Possible breakthrough in GBM therapy

Is this the breakthrough in treatment of glioblastoma that has been evading us now for decades?

Despite very good and well-justified efforts to challenge, for example, 3-D cultures of patient-derived tumor stem cells with the battalion of approved drugs used in cancer therapy nothing has worked.  The debate has raged.. Is it the failure to reach the tumor? Is it inflammation, despite the BBB leakiness that follows? Is it the dendritic and diffuse nature of the disease? Or, and so on?

Here then is something completely novel: a combinatorial approach based on two small molecule drugs: an anti-epileptic, bumetanide, and an anti-helminthic, mebendazole, that shows real promise in killing glioblastoma (GBM) cells.  The work led by Yehezkel Ben-Ari of Brain Tech, INSERM and start-up Ba-oncomedical (both of Grenoble, F) showed significant reduction in cell hyperactivity and increased cell death with the combination therapy against cell cultures and animal models than that achieved by single agent or DMSO control. 

Amongst the investigations performed, DRAQ7 was used in parallel with caspase-3 detection to monitor apoptotic cell death in 3-D co-cultures of neural cells and GBM tumor-derived cells - by flow cytometry, following tumoroid digestion.

The authors' assert that the combination of a NKCC1 inhibitor (e.g. bumetanide) and a microtubule disruptor (e.g. mebendazole) requires further clinical exploration.

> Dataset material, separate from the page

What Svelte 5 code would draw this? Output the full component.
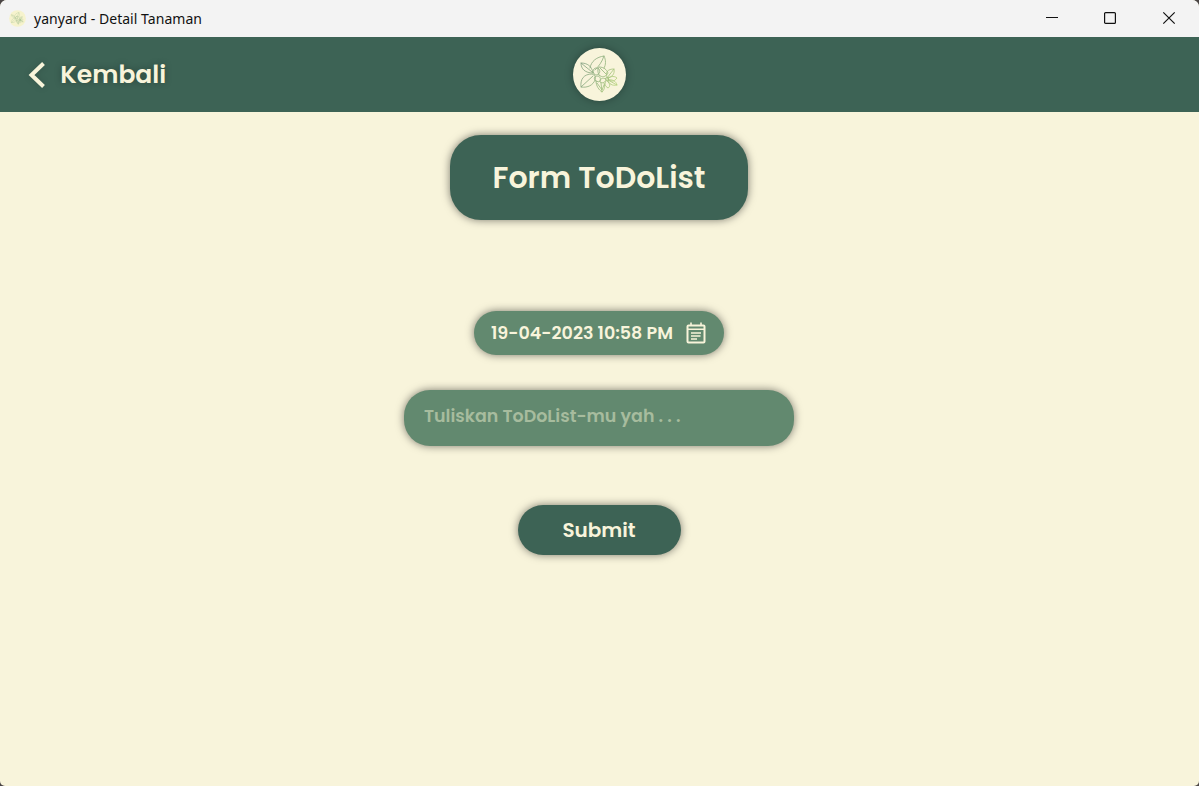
<script>
  let todo = $state('');
  const date = '19-04-2023 10:58 PM';
</script>

{#snippet plant()}
  <g fill="none" stroke-width="0.8" stroke-linejoin="round" stroke-linecap="round">
    <path d="M17 20C18 13 24 9 31 8C33 12 33 17 31 20M31 8C29 14 26 18 22 22" />
    <path d="M20 25C12 25 8 21 8 15C14 15 19 18 20 25M8 15L19 24" />
    <path d="M8 39C7 31 11 26 19 26C22 27 23 29 22 32C20 37 15 40 8 39L20 28" />
    <path d="M20 24C20 20 23 19 26 21C28 24 26 27 22 27L20 24" />
    <path d="M26 27C24 23 25 20 26 19C31 19 34 22 35 25C33 29 29 30 26 27M27 20L33 26" />
    <path d="M23 33C20 31 21 28 25 28C28 29 28 32 26 34L23 33" />
    <path d="M34 29C32 24 35 21 41 21C42 26 39 29 35 30M41 21L34 30" />
    <path d="M35 30C38 28 42 28 44 30C41 34 38 34 35 31M35 32C39 31 43 33 44 37C39 38 36 36 35 32L44 37" />
    <path d="M33 31C29 29 27 31 27 34C30 36 32 34 33 32M34 33C38 36 37 39 35 40C32 38 31 36 33 33" />
    <path d="M23 33C23 38 26 42 29 44C32 41 32 38 31 35M29 44L28 35M24 35L29 42L31 37" />
    <circle cx="34" cy="31" r="1.500" />
  </g>
{/snippet}

<div class="window">
  <div class="titlebar">
    <svg class="app-icon" viewBox="0 0 53 53">
      <circle cx="26.500" cy="26.500" r="26" fill="#f6f3cd" />
      <g stroke="#9dbd8c">{@render plant()}</g>
    </svg>
    <span class="caption">yanyard - Detail Tanaman</span>
    <div class="controls">
      <svg viewBox="0 0 14 14"><path d="M1 6.500H13" /></svg>
      <svg viewBox="0 0 14 14"><rect x="1.600" y="1.600" width="10.800" height="10.800" rx="1" /></svg>
      <svg viewBox="0 0 14 14"><path d="M1.300 1.300L12.700 12.700M12.700 1.300L1.300 12.700" /></svg>
    </div>
  </div>

  <header>
    <button class="back">
      <svg width="18" height="28" viewBox="0 0 18 28"><path d="M15.500 2.500L3.500 14L15.500 25.500" fill="none" stroke="#f8f4da" stroke-width="4" /></svg>
      <span>Kembali</span>
    </button>
    <div class="logo">
      <svg width="53" height="53" viewBox="0 0 53 53">
        <defs>
          <linearGradient id="leaf" gradientUnits="userSpaceOnUse" x1="7" y1="20" x2="44" y2="34">
            <stop offset="0" stop-color="#829f80" />
            <stop offset="0.500" stop-color="#8fb07b" />
            <stop offset="1" stop-color="#b5d27a" />
          </linearGradient>
        </defs>
        <g stroke="url(#leaf)">{@render plant()}</g>
      </svg>
    </div>
  </header>

  <main>
    <h1><span>Form ToDoList</span></h1>
    <button class="date">
      <span>{date}</span>
      <svg width="20" height="22" viewBox="0 0 20 22" fill="none" stroke="#f8f4da">
        <rect x="1.500" y="3.500" width="17" height="17" rx="1" stroke-width="2" />
        <path d="M1.500 7.300H18.500M5 0.500V4M15 0.500V4M5 11H15M5 14H14.500M5 17H11" stroke-width="1.600" />
      </svg>
    </button>
    <input bind:value={todo} placeholder="Tuliskan ToDoList-mu yah . . ." />
    <button class="submit"><span>Submit</span></button>
  </main>
</div>

<style>
  :global(body) {
    margin: 0;
    background: #4a4545;
  }
  .window {
    width: 100%;
    height: 100vh;
    display: flex;
    flex-direction: column;
    overflow: hidden;
    border-radius: 7px 7px 5px 5px;
    background: #f8f4db;
    color: #f8f4db;
    font-family: Poppins, Inter, sans-serif;
    font-weight: 600;
  }
  button,
  input {
    border: 0;
    padding: 0;
    margin: 0;
    color: inherit;
    font: inherit;
    box-sizing: border-box;
  }
  .titlebar {
    height: 37px;
    flex: none;
    display: flex;
    align-items: center;
    background: #f3f3f3;
    color: #111;
    padding-left: 9px;
  }
  .app-icon {
    width: 17px;
    height: 17px;
    margin-right: 8px;
  }
  .caption {
    font: 400 14px/20px "Segoe UI", "Noto Sans", sans-serif;
    letter-spacing: 0.04px;
  }
  .controls {
    margin-left: auto;
    display: flex;
    gap: 44.500px;
    padding: 0 23px 1px 0;
  }
  .controls svg {
    width: 14px;
    height: 14px;
    fill: none;
    stroke: #111;
    stroke-width: 1.200;
  }
  .controls svg:nth-child(2) {
    margin: 0 0.500px 0 -0.500px;
  }
  header {
    height: 75px;
    flex: none;
    display: grid;
    grid-template-columns: 1fr 53px 1fr;
    align-items: center;
    background: #3d6355;
  }
  .back {
    justify-self: start;
    display: flex;
    align-items: center;
    gap: 14.200px;
    padding-left: 28px;
    background: none;
    font-size: 25px;
    line-height: 38px;
    text-shadow: 0 0 7px rgba(0, 0, 0, 0.3);
  }
  .back svg {
    filter: drop-shadow(0 0 3px rgba(0, 0, 0, 0.15));
  }
  .logo {
    width: 53px;
    height: 53px;
    border-radius: 50%;
    background: #f8f4db;
    box-shadow: 0 0 8px rgba(0, 0, 0, 0.3);
  }
  .logo svg {
    display: block;
  }
  main {
    flex: 1;
    display: flex;
    flex-direction: column;
    align-items: center;
    padding: 23px 1px 0 0;
  }
  h1,
  .date,
  input,
  .submit {
    box-shadow: 0 0 8px rgba(0, 0, 0, 0.5);
  }
  h1 {
    width: 298px;
    height: 85px;
    margin: 0 0 91px;
    display: grid;
    place-items: center;
    border-radius: 31px;
    background: #3d6355;
    font-size: 30px;
    font-weight: 600;
  }
  .date {
    width: 250px;
    height: 44px;
    margin-bottom: 35px;
    padding: 0 18px 1px 17px;
    display: flex;
    align-items: center;
    justify-content: space-between;
    border-radius: 22px;
    background: #62896f;
    font-size: 17.500px;
  }
  input {
    width: 390px;
    height: 56px;
    margin-bottom: 59px;
    padding: 0 20px 4px;
    border-radius: 26px;
    outline: 0;
    background: #62896f;
    font-size: 17.450px;
  }
  input::placeholder {
    color: #a7bc9e;
    opacity: 1;
  }
  .submit {
    width: 163px;
    height: 50px;
    border-radius: 25px;
    background: #3d6355;
    font-size: 20px;
  }
</style>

At the very least this research suggests that we need to look much wider in our search for a GBM treatment that gives a useful increase in patient survival. That will entail bold investments in industrial scale biology, AI/ML interrogation and a deeper understanding of the GBM tumor milieu to identify lethal susceptibilities similar to that described in the current work.

Reference:
Bourgeois et al. Dual Targeting of Brain Tumors and Their Environment by Bumetanide and Mebendazole. Cancer Research Journal 2025, Vol. 13, No. 3, pp. 98-112.